Set the lines down again exactly, first line through the line that contains "color: #888;", with no pictures.

══════════

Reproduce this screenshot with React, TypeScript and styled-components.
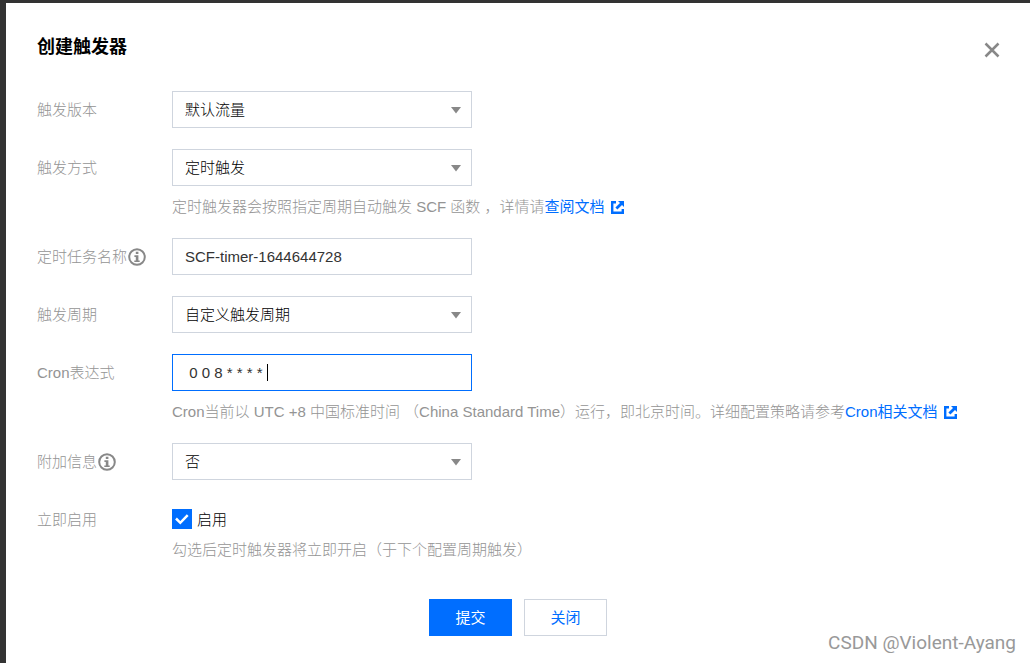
import React, { useState } from "react";
import styled, { createGlobalStyle } from "styled-components";

const GlobalStyle = createGlobalStyle`
  *, *::before, *::after { box-sizing: border-box; }
  html, body, #root { min-height: 100vh; margin: 0; }
  body {
    background: #333;
    font-family: "Liberation Sans", "Noto Sans CJK SC", sans-serif;
    font-size: 15px;
    line-height: 21px;
    font-weight: 300;
    color: #000;
  }
  button, input, select { font: inherit; color: inherit; }
`;

const Backdrop = styled.div`
  display: flex;
  min-height: 100vh;
  padding: 3px 0 0 6px;
  background: #333;
`;

const Dialog = styled.section`
  position: relative;
  flex: 1;
  min-width: 0;
  padding: 31px 31px 24px;
  background: #fff;
`;

const Header = styled.header`
  display: flex;
  justify-content: space-between;
  align-items: center;
  height: 26px;
  margin-bottom: 31px;
`;

const Title = styled.h1`
  margin: 0;
  font-size: 18px;
  line-height: 26px;
  font-weight: 700;
`;

const CloseButton = styled.button`
  display: flex;
  margin: 6px 0 0;
  padding: 0;
  border: 0;
  background: none;
  color: #888;

  svg { overflow: visible; }
`;

const Form = styled.form`
  display: flex;
  flex-direction: column;
  gap: 21px;
`;

const Row = styled.div`
  display: flex;
  align-items: flex-start;
`;

const Label = styled.label`
  display: flex;
  align-items: center;
  flex: 0 0 135px;
  height: 37px;
  color: #949494;
`;

const Field = styled.div`
  flex: 1;
  min-width: 0;
`;

const Control = styled.div`
  position: relative;
  width: 300px;
  max-width: 100%;
`;

const SelectBox = styled.select`
  display: block;
  width: 100%;
  height: 37px;
  padding: 0 32px 0 12px;
  border: 1px solid #cfd5de;
  border-radius: 0;
  background: #fff;
  appearance: none;
  outline: none;
`;

const Arrow = styled.svg`
  position: absolute;
  top: 16px;
  right: 10px;
  pointer-events: none;
`;

const TextBox = styled.input<{ $active?: boolean }>`
  display: block;
  width: 100%;
  height: 37px;
  padding: 0 12px;
  border: 1px solid ${(p) => (p.$active ? "#006eff" : "#cfd5de")};
  border-radius: 0;
  background: #fff;
  color: #333;
  outline: none;
`;

const Caret = styled.span`
  position: absolute;
  top: 10px;
  left: 95px;
  width: 1px;
  height: 17px;
  background: #000;
`;

const Hint = styled.p`
  margin: 10px 0 0;
  color: #949494;
`;

const Link = styled.a`
  color: #006eff;
  font-weight: 400;
  text-decoration: none;

  svg {
    margin-left: 6px;
    vertical-align: -2px;
  }
`;

const CheckLine = styled.label`
  display: flex;
  align-items: center;
  gap: 5px;
  height: 20px;
  margin-top: 8px;
`;

const CheckBox = styled.input`
  width: 20px;
  height: 20px;
  margin: 0;
  border: 1px solid #006eff;
  appearance: none;

  &:checked { background: #006eff; }
`;

const CheckWrap = styled.span`
  position: relative;
  display: flex;

  svg {
    position: absolute;
    inset: 0;
    pointer-events: none;
  }
`;

const Actions = styled.div`
  display: flex;
  justify-content: center;
  gap: 12px;
  margin-top: 18px;
`;

const Button = styled.button<{ $primary?: boolean }>`
  width: 83px;
  height: 37px;
  padding: 0;
  border: 1px solid ${(p) => (p.$primary ? "#006eff" : "#cfd5de")};
  background: ${(p) => (p.$primary ? "#006eff" : "#fff")};
  color: ${(p) => (p.$primary ? "#fff" : "#006eff")};
  font-weight: 400;
`;

const Watermark = styled.div`
  position: absolute;
  right: 14px;
  bottom: 8px;
  color: #999;
  font-family: Roboto, "Liberation Sans", sans-serif;
  font-size: 19px;
  line-height: 24px;
  font-weight: 400;
  text-shadow: -1px -1px 0 #fff;
`;

const InfoIcon = () => (
  <svg width="20" height="20" viewBox="0 0 20 20" fill="none" aria-hidden="true">
    <circle cx="10" cy="10" r="7.8" stroke="#888" strokeWidth="2" />
    <path d="M8.8 4.8h2.6v2.3H8.8zM7.4 8.3h4v5.1h1.3V15H7.3v-1.6h1.5V9.9H7.4z" fill="#888" />
  </svg>
);

const ExternalIcon = () => (
  <svg width="13" height="13" viewBox="0 0 13 13" fill="none" aria-hidden="true">
    <path d="M5 1.2H1.2v10.6h10.6V8" stroke="#006eff" strokeWidth="2.4" />
    <path d="M7 0h6v6l-2-2-4.6 4.6-2-2L9 2z" fill="#006eff" />
  </svg>
);

const Select = ({ id, value }: { id: string; value: string }) => (
  <Control>
    <SelectBox id={id} defaultValue={value}>
      <option>{value}</option>
    </SelectBox>
    <Arrow width="12" height="7" viewBox="0 0 12 7" aria-hidden="true">
      <path d="M1 0h10L6 6.5z" fill="#888" />
    </Arrow>
  </Control>
);

export default function App() {
  const [name, setName] = useState("SCF-timer-1644644728");
  const [cron, setCron] = useState(" 0 0 8 * * * *");
  const [enabled, setEnabled] = useState(true);

  return (
    <>
      <GlobalStyle />
      <Backdrop>
        <Dialog role="dialog" aria-labelledby="title">
          <Header>
            <Title id="title">创建触发器</Title>
            <CloseButton type="button" aria-label="关闭">
              <svg width="14" height="14" viewBox="0 0 14 14" aria-hidden="true">
                <path d="M.5 .5l13 13M13.5 .5l-13 13" stroke="currentColor" strokeWidth="2.5" />
              </svg>
            </CloseButton>
          </Header>
          <Form onSubmit={(e) => e.preventDefault()}>
            <Row>
              <Label htmlFor="version">触发版本</Label>
              <Field><Select id="version" value="默认流量" /></Field>
            </Row>
            <Row>
              <Label htmlFor="method">触发方式</Label>
              <Field>
                <Select id="method" value="定时触发" />
                <Hint>
                  定时触发器会按照指定周期自动触发 SCF 函数 ，详情请<Link href="#scf">查阅文档<ExternalIcon /></Link>
                </Hint>
              </Field>
            </Row>
            <Row>
              <Label htmlFor="name">定时任务名称<InfoIcon /></Label>
              <Field>
                <Control>
                  <TextBox id="name" value={name} onChange={(e) => setName(e.target.value)} />
                </Control>
              </Field>
            </Row>
            <Row>
              <Label htmlFor="period">触发周期</Label>
              <Field><Select id="period" value="自定义触发周期" /></Field>
            </Row>
            <Row>
              <Label htmlFor="cron">Cron表达式</Label>
              <Field>
                <Control>
                  <TextBox id="cron" $active value={cron} onChange={(e) => setCron(e.target.value)} />
                  <Caret />
                </Control>
                <Hint>
                  Cron当前以 UTC +8 中国标准时间 （China Standard Time）运行，即北京时间。详细配置策略请参考<Link href="#cron">Cron相关文档<ExternalIcon /></Link>
                </Hint>
              </Field>
            </Row>
            <Row>
              <Label htmlFor="extra">附加信息<InfoIcon /></Label>
              <Field><Select id="extra" value="否" /></Field>
            </Row>
            <Row>
              <Label htmlFor="enabled">立即启用</Label>
              <Field>
                <CheckLine>
                  <CheckWrap>
                    <CheckBox
                      id="enabled"
                      type="checkbox"
                      checked={enabled}
                      onChange={(e) => setEnabled(e.target.checked)}
                    />
                    <svg width="20" height="20" viewBox="0 0 20 20" fill="none" aria-hidden="true">
                      <path d="M4 9.5l4.3 4.3 7.4-7.6" stroke="#fff" strokeWidth="2.5" />
                    </svg>
                  </CheckWrap>
                  启用
                </CheckLine>
                <Hint>勾选后定时触发器将立即开启（于下个配置周期触发）</Hint>
              </Field>
            </Row>
            <Actions>
              <Button type="submit" $primary>提交</Button>
              <Button type="button">关闭</Button>
            </Actions>
          </Form>
          <Watermark>CSDN @Violent-Ayang</Watermark>
        </Dialog>
      </Backdrop>
    </>
  );
}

══════════

* Exercise solution:
Reproduce this screenshot with React, TypeScript and styled-components.
import React, { useState } from "react";
import styled, { createGlobalStyle } from "styled-components";

const GlobalStyle = createGlobalStyle`
  *, *::before, *::after { box-sizing: border-box; }
  html, body, #root { min-height: 100vh; margin: 0; }
  body {
    background: #333;
    font-family: "Liberation Sans", "Noto Sans CJK SC", sans-serif;
    font-size: 15px;
    line-height: 21px;
    font-weight: 300;
    color: #000;
  }
  button, input, select { font: inherit; color: inherit; }
`;

const Backdrop = styled.div`
  display: flex;
  min-height: 100vh;
  padding: 3px 0 0 6px;
  background: #333;
`;

const Dialog = styled.section`
  position: relative;
  flex: 1;
  min-width: 0;
  padding: 31px 31px 24px;
  background: #fff;
`;

const Header = styled.header`
  display: flex;
  justify-content: space-between;
  align-items: center;
  height: 26px;
  margin-bottom: 31px;
`;

const Title = styled.h1`
  margin: 0;
  font-size: 18px;
  line-height: 26px;
  font-weight: 700;
`;

const CloseButton = styled.button`
  display: flex;
  margin: 6px 0 0;
  padding: 0;
  border: 0;
  background: none;
  color: #888;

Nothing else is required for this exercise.